Collected data:
☆ ☆ ☆
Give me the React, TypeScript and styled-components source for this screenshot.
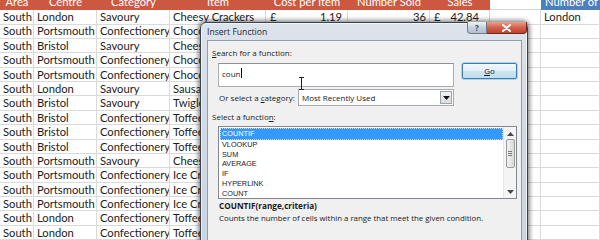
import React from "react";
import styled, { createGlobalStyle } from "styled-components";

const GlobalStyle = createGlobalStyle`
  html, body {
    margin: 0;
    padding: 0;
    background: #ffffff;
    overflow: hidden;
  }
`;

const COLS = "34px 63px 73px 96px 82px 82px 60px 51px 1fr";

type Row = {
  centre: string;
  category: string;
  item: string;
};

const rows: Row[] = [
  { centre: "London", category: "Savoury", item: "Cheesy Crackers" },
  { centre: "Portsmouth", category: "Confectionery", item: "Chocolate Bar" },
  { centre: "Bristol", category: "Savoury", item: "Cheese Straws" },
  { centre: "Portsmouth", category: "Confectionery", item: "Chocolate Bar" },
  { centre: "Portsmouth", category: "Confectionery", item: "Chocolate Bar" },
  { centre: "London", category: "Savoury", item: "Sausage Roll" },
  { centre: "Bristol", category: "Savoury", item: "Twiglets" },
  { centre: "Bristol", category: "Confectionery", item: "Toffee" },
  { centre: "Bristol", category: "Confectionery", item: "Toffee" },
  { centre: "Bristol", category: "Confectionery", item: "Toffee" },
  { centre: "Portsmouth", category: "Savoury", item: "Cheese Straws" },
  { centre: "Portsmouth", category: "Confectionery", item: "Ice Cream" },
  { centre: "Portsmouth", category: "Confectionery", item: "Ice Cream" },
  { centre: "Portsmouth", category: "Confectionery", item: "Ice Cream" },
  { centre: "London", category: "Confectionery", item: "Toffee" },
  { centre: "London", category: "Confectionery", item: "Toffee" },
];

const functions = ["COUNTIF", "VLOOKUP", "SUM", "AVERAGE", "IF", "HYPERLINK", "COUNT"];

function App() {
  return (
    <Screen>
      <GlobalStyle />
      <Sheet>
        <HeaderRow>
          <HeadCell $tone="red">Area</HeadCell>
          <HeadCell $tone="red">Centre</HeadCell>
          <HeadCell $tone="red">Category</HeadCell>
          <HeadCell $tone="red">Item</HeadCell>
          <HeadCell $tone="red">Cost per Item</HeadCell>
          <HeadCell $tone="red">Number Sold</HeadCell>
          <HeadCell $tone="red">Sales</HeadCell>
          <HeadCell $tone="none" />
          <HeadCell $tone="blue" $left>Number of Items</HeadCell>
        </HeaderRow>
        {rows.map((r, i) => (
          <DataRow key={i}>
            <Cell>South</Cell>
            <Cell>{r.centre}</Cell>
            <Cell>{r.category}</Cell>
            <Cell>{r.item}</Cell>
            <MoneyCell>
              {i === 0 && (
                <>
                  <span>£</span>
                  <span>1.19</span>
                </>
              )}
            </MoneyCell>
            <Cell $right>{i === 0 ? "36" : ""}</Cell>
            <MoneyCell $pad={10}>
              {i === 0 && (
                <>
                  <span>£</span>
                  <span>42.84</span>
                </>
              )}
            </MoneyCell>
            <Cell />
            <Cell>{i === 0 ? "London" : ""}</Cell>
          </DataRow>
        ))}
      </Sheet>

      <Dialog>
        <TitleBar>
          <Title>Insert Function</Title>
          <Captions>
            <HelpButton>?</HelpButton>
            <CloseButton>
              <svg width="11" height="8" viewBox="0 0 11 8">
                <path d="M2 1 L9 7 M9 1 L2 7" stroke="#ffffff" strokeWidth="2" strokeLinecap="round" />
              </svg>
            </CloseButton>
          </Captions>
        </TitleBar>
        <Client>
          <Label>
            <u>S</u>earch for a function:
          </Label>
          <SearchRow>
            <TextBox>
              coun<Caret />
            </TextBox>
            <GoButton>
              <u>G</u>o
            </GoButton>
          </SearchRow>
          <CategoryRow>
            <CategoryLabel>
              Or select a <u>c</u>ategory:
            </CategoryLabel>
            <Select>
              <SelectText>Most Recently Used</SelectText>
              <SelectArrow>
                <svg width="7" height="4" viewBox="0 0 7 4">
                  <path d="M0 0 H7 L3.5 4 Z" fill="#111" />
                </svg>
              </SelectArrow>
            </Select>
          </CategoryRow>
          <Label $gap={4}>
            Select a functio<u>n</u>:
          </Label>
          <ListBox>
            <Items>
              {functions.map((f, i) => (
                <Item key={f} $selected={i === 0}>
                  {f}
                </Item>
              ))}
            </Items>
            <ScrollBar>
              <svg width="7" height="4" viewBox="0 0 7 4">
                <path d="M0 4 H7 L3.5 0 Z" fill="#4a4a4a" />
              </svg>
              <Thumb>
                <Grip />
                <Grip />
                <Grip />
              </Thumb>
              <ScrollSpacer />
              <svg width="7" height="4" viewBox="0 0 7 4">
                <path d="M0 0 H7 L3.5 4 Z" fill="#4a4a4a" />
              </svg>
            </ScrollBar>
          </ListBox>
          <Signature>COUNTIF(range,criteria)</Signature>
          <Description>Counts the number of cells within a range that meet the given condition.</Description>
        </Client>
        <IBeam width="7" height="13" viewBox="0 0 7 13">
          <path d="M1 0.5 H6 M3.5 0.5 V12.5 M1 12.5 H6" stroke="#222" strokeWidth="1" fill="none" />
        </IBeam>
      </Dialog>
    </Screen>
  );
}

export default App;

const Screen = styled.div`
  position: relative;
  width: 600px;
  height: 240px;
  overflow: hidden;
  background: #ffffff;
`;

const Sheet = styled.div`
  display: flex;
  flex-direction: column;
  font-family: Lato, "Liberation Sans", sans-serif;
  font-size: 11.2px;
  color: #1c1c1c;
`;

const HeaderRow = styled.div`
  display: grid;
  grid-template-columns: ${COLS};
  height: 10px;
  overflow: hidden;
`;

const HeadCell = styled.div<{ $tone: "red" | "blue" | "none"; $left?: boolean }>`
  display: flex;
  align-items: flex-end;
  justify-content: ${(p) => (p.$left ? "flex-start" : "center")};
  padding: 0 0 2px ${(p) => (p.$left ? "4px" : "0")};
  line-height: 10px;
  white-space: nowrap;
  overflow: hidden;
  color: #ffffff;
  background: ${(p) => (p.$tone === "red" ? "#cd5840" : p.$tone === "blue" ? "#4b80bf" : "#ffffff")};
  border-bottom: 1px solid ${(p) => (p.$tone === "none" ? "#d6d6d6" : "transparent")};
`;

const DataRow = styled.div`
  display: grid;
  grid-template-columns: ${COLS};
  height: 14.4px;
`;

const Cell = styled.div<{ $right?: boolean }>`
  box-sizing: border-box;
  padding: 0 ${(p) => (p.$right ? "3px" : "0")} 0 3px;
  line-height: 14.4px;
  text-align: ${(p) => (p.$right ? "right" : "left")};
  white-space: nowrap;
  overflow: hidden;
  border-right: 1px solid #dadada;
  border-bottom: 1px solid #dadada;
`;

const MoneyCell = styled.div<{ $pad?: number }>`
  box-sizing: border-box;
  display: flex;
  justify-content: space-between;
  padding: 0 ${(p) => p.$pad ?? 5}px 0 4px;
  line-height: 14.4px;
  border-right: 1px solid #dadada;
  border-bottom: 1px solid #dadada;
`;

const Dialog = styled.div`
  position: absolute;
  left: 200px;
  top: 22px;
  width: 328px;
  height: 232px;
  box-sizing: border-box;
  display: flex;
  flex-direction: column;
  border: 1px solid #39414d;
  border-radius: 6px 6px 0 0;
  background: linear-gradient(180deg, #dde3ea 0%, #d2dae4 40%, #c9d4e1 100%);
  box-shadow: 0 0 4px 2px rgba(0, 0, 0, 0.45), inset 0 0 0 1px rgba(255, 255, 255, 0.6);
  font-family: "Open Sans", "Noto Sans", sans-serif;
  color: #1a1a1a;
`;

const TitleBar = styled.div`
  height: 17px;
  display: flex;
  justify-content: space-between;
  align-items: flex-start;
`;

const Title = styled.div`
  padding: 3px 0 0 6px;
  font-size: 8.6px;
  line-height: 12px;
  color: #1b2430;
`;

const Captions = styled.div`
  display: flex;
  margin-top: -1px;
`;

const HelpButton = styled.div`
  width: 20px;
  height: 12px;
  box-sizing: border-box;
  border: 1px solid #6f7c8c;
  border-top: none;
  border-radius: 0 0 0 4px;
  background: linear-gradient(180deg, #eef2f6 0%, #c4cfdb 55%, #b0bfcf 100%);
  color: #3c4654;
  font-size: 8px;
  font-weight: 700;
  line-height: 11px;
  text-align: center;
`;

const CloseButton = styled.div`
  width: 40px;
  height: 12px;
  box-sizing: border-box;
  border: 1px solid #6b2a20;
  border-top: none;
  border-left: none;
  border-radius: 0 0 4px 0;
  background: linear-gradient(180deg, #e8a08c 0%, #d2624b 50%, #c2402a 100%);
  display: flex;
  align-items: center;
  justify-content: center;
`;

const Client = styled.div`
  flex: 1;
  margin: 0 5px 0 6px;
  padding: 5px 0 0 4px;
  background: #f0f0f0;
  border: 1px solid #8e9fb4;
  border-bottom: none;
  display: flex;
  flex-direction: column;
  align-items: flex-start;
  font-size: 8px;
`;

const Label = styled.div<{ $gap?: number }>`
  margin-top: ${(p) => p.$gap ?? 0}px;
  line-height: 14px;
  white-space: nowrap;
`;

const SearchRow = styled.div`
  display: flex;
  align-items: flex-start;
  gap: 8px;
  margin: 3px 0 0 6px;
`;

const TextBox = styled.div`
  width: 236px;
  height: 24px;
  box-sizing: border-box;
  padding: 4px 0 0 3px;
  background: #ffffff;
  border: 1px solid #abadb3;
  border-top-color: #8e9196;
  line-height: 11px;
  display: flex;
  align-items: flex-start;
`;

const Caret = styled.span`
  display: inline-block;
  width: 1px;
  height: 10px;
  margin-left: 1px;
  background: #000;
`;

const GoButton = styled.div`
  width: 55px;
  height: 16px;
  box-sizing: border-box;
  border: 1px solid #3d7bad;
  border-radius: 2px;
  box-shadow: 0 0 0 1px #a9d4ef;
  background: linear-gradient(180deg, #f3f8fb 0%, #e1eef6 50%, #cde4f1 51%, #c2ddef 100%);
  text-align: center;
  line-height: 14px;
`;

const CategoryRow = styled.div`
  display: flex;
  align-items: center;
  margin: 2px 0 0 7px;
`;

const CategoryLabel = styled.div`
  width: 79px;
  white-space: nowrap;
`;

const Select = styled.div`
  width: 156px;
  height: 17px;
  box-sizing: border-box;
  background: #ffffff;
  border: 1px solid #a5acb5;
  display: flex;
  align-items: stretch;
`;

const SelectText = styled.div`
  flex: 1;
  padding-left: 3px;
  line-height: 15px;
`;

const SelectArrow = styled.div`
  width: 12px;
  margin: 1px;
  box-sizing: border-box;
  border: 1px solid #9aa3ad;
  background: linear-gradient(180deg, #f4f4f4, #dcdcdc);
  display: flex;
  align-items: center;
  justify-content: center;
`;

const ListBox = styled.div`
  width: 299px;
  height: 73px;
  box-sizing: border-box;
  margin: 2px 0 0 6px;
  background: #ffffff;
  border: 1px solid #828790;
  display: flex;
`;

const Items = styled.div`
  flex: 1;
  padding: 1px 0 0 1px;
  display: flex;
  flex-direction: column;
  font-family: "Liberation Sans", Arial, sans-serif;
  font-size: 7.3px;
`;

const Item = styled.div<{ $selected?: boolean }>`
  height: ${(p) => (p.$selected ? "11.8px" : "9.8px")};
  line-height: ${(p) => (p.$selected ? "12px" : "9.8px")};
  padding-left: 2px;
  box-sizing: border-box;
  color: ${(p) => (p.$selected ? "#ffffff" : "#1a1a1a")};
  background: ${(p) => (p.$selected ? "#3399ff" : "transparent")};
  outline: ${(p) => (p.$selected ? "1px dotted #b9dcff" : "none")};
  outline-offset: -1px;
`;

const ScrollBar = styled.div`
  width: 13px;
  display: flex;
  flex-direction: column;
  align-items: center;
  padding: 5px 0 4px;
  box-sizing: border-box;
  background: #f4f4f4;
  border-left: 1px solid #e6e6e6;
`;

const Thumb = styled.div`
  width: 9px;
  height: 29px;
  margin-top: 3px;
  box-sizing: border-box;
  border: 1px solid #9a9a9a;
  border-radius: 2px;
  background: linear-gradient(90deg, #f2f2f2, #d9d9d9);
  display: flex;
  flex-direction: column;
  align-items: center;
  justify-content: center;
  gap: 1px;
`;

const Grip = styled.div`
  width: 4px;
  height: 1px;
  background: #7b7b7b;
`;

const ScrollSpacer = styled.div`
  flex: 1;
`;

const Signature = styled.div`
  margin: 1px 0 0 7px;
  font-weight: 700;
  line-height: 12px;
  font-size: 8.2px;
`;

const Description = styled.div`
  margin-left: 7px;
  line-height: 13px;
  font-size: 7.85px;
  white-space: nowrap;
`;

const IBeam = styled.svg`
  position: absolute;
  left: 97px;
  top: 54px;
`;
☆ ☆ ☆
Written request:
The lines to collect are those holding the string "components"; copy them all.

Solution:
Give me the React, TypeScript and styled-components source for this screenshot.
import styled, { createGlobalStyle } from "styled-components";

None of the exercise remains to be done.